-- Data section start --

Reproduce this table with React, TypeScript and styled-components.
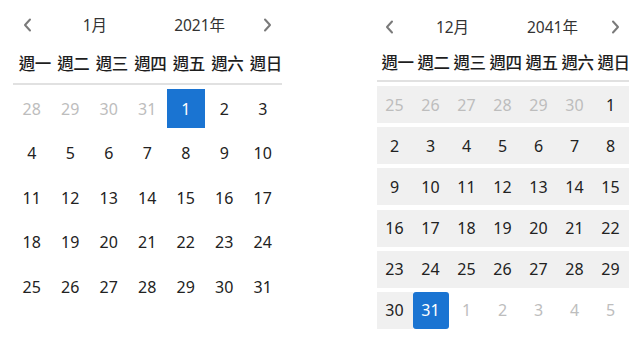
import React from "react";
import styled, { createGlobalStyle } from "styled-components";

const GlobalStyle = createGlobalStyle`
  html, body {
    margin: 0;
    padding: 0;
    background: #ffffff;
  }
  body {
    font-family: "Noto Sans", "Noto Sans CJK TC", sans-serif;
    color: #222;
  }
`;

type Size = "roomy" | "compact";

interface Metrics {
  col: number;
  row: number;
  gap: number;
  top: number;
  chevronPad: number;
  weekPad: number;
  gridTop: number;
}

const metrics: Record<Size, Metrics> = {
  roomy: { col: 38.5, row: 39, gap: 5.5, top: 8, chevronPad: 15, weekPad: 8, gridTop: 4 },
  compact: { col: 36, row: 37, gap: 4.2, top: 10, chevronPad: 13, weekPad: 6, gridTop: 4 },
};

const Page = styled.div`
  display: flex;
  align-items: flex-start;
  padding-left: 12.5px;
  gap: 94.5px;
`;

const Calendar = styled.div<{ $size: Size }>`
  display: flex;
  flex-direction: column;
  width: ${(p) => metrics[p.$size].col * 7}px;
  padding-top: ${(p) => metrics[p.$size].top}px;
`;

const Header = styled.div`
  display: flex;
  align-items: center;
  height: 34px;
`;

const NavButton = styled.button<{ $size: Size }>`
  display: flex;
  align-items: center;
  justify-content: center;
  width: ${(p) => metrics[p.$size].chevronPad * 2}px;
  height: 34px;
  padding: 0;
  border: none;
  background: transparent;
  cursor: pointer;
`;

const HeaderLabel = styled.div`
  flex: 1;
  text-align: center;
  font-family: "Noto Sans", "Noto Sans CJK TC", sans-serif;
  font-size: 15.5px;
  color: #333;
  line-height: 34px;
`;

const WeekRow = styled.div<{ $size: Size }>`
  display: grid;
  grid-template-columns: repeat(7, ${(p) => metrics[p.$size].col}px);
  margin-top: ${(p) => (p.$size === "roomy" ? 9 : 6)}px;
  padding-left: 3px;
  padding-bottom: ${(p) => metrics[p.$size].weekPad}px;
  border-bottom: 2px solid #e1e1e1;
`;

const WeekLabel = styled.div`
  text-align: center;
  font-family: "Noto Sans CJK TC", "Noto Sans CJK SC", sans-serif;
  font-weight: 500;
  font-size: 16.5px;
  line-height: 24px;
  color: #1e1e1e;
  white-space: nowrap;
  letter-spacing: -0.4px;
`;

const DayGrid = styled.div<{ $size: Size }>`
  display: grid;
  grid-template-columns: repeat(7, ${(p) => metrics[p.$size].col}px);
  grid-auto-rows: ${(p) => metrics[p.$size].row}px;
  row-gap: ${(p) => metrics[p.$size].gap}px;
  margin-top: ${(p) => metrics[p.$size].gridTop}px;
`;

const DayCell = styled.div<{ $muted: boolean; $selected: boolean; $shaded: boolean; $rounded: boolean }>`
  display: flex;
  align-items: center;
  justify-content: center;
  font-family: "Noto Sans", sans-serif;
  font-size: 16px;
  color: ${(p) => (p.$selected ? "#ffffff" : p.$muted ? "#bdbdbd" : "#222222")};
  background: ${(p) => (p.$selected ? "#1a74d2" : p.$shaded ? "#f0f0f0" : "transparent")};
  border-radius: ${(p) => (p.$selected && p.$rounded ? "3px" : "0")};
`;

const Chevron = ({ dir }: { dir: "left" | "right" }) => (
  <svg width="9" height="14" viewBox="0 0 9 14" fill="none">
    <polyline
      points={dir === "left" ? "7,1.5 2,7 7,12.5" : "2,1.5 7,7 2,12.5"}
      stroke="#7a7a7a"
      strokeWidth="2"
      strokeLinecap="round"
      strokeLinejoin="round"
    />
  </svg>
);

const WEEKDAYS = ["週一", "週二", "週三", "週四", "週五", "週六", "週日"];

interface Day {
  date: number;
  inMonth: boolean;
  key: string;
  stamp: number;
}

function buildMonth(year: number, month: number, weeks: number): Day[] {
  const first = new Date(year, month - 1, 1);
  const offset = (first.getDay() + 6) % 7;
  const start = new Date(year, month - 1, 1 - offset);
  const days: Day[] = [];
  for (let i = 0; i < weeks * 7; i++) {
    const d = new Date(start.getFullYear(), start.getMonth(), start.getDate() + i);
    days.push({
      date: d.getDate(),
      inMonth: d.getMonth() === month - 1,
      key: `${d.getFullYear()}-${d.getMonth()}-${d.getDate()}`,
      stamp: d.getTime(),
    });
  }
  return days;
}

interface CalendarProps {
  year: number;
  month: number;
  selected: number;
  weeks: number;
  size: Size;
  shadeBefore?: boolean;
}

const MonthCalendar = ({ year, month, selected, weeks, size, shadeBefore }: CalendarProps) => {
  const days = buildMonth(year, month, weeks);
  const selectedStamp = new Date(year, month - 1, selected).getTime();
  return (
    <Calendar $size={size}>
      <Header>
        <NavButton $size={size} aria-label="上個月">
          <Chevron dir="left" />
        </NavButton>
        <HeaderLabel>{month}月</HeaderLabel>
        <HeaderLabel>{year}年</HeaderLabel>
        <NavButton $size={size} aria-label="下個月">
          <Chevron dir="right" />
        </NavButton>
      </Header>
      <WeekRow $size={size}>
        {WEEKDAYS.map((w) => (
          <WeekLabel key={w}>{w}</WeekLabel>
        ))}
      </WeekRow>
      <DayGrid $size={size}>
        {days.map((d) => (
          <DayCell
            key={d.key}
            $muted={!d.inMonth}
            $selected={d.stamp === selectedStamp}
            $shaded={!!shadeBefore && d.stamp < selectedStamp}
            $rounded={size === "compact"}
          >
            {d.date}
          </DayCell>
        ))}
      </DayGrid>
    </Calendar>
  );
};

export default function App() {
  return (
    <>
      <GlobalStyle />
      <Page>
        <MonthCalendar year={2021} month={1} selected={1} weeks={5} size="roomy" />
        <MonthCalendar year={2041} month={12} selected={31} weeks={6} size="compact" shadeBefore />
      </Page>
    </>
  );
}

-- Data section end --

*Challenge:* Repeat the material above verbatim. Leave the pictures behind.

*Complete output:*
Reproduce this table with React, TypeScript and styled-components.
import React from "react";
import styled, { createGlobalStyle } from "styled-components";

const GlobalStyle = createGlobalStyle`
  html, body {
    margin: 0;
    padding: 0;
    background: #ffffff;
  }
  body {
    font-family: "Noto Sans", "Noto Sans CJK TC", sans-serif;
    color: #222;
  }
`;

type Size = "roomy" | "compact";

interface Metrics {
  col: number;
  row: number;
  gap: number;
  top: number;
  chevronPad: number;
  weekPad: number;
  gridTop: number;
}

const metrics: Record<Size, Metrics> = {
  roomy: { col: 38.5, row: 39, gap: 5.5, top: 8, chevronPad: 15, weekPad: 8, gridTop: 4 },
  compact: { col: 36, row: 37, gap: 4.2, top: 10, chevronPad: 13, weekPad: 6, gridTop: 4 },
};

const Page = styled.div`
  display: flex;
  align-items: flex-start;
  padding-left: 12.5px;
  gap: 94.5px;
`;

const Calendar = styled.div<{ $size: Size }>`
  display: flex;
  flex-direction: column;
  width: ${(p) => metrics[p.$size].col * 7}px;
  padding-top: ${(p) => metrics[p.$size].top}px;
`;

const Header = styled.div`
  display: flex;
  align-items: center;
  height: 34px;
`;

const NavButton = styled.button<{ $size: Size }>`
  display: flex;
  align-items: center;
  justify-content: center;
  width: ${(p) => metrics[p.$size].chevronPad * 2}px;
  height: 34px;
  padding: 0;
  border: none;
  background: transparent;
  cursor: pointer;
`;

const HeaderLabel = styled.div`
  flex: 1;
  text-align: center;
  font-family: "Noto Sans", "Noto Sans CJK TC", sans-serif;
  font-size: 15.5px;
  color: #333;
  line-height: 34px;
`;

const WeekRow = styled.div<{ $size: Size }>`
  display: grid;
  grid-template-columns: repeat(7, ${(p) => metrics[p.$size].col}px);
  margin-top: ${(p) => (p.$size === "roomy" ? 9 : 6)}px;
  padding-left: 3px;
  padding-bottom: ${(p) => metrics[p.$size].weekPad}px;
  border-bottom: 2px solid #e1e1e1;
`;

const WeekLabel = styled.div`
  text-align: center;
  font-family: "Noto Sans CJK TC", "Noto Sans CJK SC", sans-serif;
  font-weight: 500;
  font-size: 16.5px;
  line-height: 24px;
  color: #1e1e1e;
  white-space: nowrap;
  letter-spacing: -0.4px;
`;

const DayGrid = styled.div<{ $size: Size }>`
  display: grid;
  grid-template-columns: repeat(7, ${(p) => metrics[p.$size].col}px);
  grid-auto-rows: ${(p) => metrics[p.$size].row}px;
  row-gap: ${(p) => metrics[p.$size].gap}px;
  margin-top: ${(p) => metrics[p.$size].gridTop}px;
`;

const DayCell = styled.div<{ $muted: boolean; $selected: boolean; $shaded: boolean; $rounded: boolean }>`
  display: flex;
  align-items: center;
  justify-content: center;
  font-family: "Noto Sans", sans-serif;
  font-size: 16px;
  color: ${(p) => (p.$selected ? "#ffffff" : p.$muted ? "#bdbdbd" : "#222222")};
  background: ${(p) => (p.$selected ? "#1a74d2" : p.$shaded ? "#f0f0f0" : "transparent")};
  border-radius: ${(p) => (p.$selected && p.$rounded ? "3px" : "0")};
`;

const Chevron = ({ dir }: { dir: "left" | "right" }) => (
  <svg width="9" height="14" viewBox="0 0 9 14" fill="none">
    <polyline
      points={dir === "left" ? "7,1.5 2,7 7,12.5" : "2,1.5 7,7 2,12.5"}
      stroke="#7a7a7a"
      strokeWidth="2"
      strokeLinecap="round"
      strokeLinejoin="round"
    />
  </svg>
);

const WEEKDAYS = ["週一", "週二", "週三", "週四", "週五", "週六", "週日"];

interface Day {
  date: number;
  inMonth: boolean;
  key: string;
  stamp: number;
}

function buildMonth(year: number, month: number, weeks: number): Day[] {
  const first = new Date(year, month - 1, 1);
  const offset = (first.getDay() + 6) % 7;
  const start = new Date(year, month - 1, 1 - offset);
  const days: Day[] = [];
  for (let i = 0; i < weeks * 7; i++) {
    const d = new Date(start.getFullYear(), start.getMonth(), start.getDate() + i);
    days.push({
      date: d.getDate(),
      inMonth: d.getMonth() === month - 1,
      key: `${d.getFullYear()}-${d.getMonth()}-${d.getDate()}`,
      stamp: d.getTime(),
    });
  }
  return days;
}

interface CalendarProps {
  year: number;
  month: number;
  selected: number;
  weeks: number;
  size: Size;
  shadeBefore?: boolean;
}

const MonthCalendar = ({ year, month, selected, weeks, size, shadeBefore }: CalendarProps) => {
  const days = buildMonth(year, month, weeks);
  const selectedStamp = new Date(year, month - 1, selected).getTime();
  return (
    <Calendar $size={size}>
      <Header>
        <NavButton $size={size} aria-label="上個月">
          <Chevron dir="left" />
        </NavButton>
        <HeaderLabel>{month}月</HeaderLabel>
        <HeaderLabel>{year}年</HeaderLabel>
        <NavButton $size={size} aria-label="下個月">
          <Chevron dir="right" />
        </NavButton>
      </Header>
      <WeekRow $size={size}>
        {WEEKDAYS.map((w) => (
          <WeekLabel key={w}>{w}</WeekLabel>
        ))}
      </WeekRow>
      <DayGrid $size={size}>
        {days.map((d) => (
          <DayCell
            key={d.key}
            $muted={!d.inMonth}
            $selected={d.stamp === selectedStamp}
            $shaded={!!shadeBefore && d.stamp < selectedStamp}
            $rounded={size === "compact"}
          >
            {d.date}
          </DayCell>
        ))}
      </DayGrid>
    </Calendar>
  );
};

export default function App() {
  return (
    <>
      <GlobalStyle />
      <Page>
        <MonthCalendar year={2021} month={1} selected={1} weeks={5} size="roomy" />
        <MonthCalendar year={2041} month={12} selected={31} weeks={6} size="compact" shadeBefore />
      </Page>
    </>
  );
}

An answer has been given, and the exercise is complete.